* begin *
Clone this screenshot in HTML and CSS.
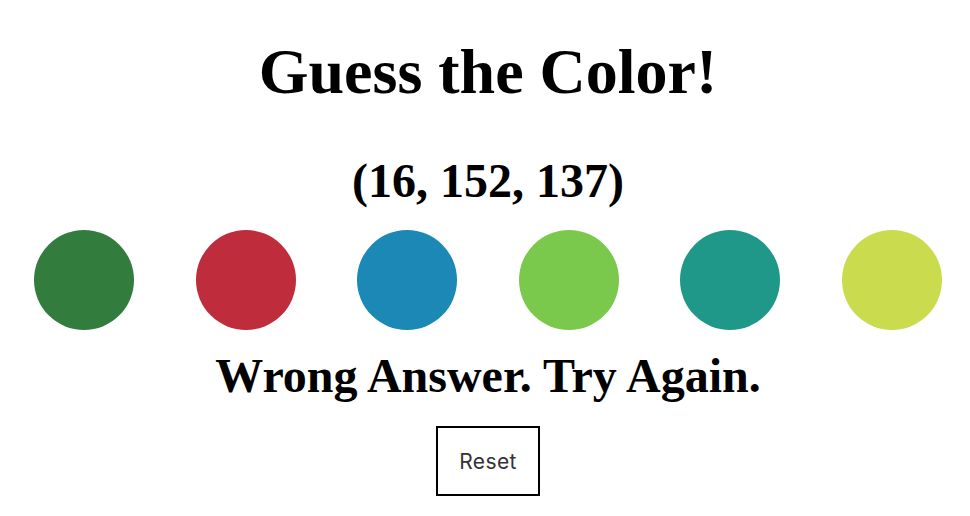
FILE: index.html
```html
<!DOCTYPE html>
<html>
<head>
<meta charset="utf-8">
<link rel="stylesheet" href="styles.css">
</head>
<body>
<div class="game">
  <h1 class="title">Guess the Color!</h1>
  <h2 class="rgb">(16, 152, 137)</h2>
  <div class="swatches">
    <div class="swatch c1"></div>
    <div class="swatch c2"></div>
    <div class="swatch c3"></div>
    <div class="swatch c4"></div>
    <div class="swatch c5"></div>
    <div class="swatch c6"></div>
  </div>
  <h2 class="status">Wrong Answer. Try Again.</h2>
  <button class="reset">Reset</button>
</div>
</body>
</html>
```

FILE: styles.css
```css
html, body {
  margin: 0;
  padding: 0;
  background: #ffffff;
}
.game {
  display: flex;
  flex-direction: column;
  align-items: center;
  padding-left: 6px;
  font-family: "Liberation Serif", "Times New Roman", serif;
  color: #000;
}
.title {
  margin: 30px 0 0;
  font-size: 64px;
  line-height: 84px;
  font-weight: bold;
}
.rgb {
  margin: 42px 0 0;
  font-size: 48px;
  line-height: 50px;
  font-weight: bold;
}
.swatches {
  align-self: stretch;
  display: flex;
  gap: 61.6px;
  padding-left: 28px;
  margin-top: 24px;
}
.swatch {
  width: 100px;
  height: 100px;
  border-radius: 50%;
  flex: none;
}
.c1 { background: #327d3e; }
.c2 { background: #bf2c3c; }
.c3 { background: #1b88b5; }
.c4 { background: #7ac84c; }
.c5 { background: #1f9889; }
.c6 { background: #cbdb4e; }
.status {
  margin: 18px 0 0;
  font-size: 48px;
  line-height: 56px;
  font-weight: bold;
}
.reset {
  margin-top: 22px;
  width: 104px;
  height: 70px;
  border: 2px solid #000;
  background: #fff;
  font-family: "Inter", "Liberation Sans", sans-serif;
  font-size: 21px;
  letter-spacing: 0.4px;
  color: #333;
  padding: 0;
}
```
* end *
§ **EXERCISE**
Reproduce the material above in full and without alteration, but skip all pictures.

§ **COMPLETED EXERCISE**
Clone this screenshot in HTML and CSS.
FILE: index.html
```html
<!DOCTYPE html>
<html>
<head>
<meta charset="utf-8">
<link rel="stylesheet" href="styles.css">
</head>
<body>
<div class="game">
  <h1 class="title">Guess the Color!</h1>
  <h2 class="rgb">(16, 152, 137)</h2>
  <div class="swatches">
    <div class="swatch c1"></div>
    <div class="swatch c2"></div>
    <div class="swatch c3"></div>
    <div class="swatch c4"></div>
    <div class="swatch c5"></div>
    <div class="swatch c6"></div>
  </div>
  <h2 class="status">Wrong Answer. Try Again.</h2>
  <button class="reset">Reset</button>
</div>
</body>
</html>
```

FILE: styles.css
```css
html, body {
  margin: 0;
  padding: 0;
  background: #ffffff;
}
.game {
  display: flex;
  flex-direction: column;
  align-items: center;
  padding-left: 6px;
  font-family: "Liberation Serif", "Times New Roman", serif;
  color: #000;
}
.title {
  margin: 30px 0 0;
  font-size: 64px;
  line-height: 84px;
  font-weight: bold;
}
.rgb {
  margin: 42px 0 0;
  font-size: 48px;
  line-height: 50px;
  font-weight: bold;
}
.swatches {
  align-self: stretch;
  display: flex;
  gap: 61.6px;
  padding-left: 28px;
  margin-top: 24px;
}
.swatch {
  width: 100px;
  height: 100px;
  border-radius: 50%;
  flex: none;
}
.c1 { background: #327d3e; }
.c2 { background: #bf2c3c; }
.c3 { background: #1b88b5; }
.c4 { background: #7ac84c; }
.c5 { background: #1f9889; }
.c6 { background: #cbdb4e; }
.status {
  margin: 18px 0 0;
  font-size: 48px;
  line-height: 56px;
  font-weight: bold;
}
.reset {
  margin-top: 22px;
  width: 104px;
  height: 70px;
  border: 2px solid #000;
  background: #fff;
  font-family: "Inter", "Liberation Sans", sans-serif;
  font-size: 21px;
  letter-spacing: 0.4px;
  color: #333;
  padding: 0;
}
```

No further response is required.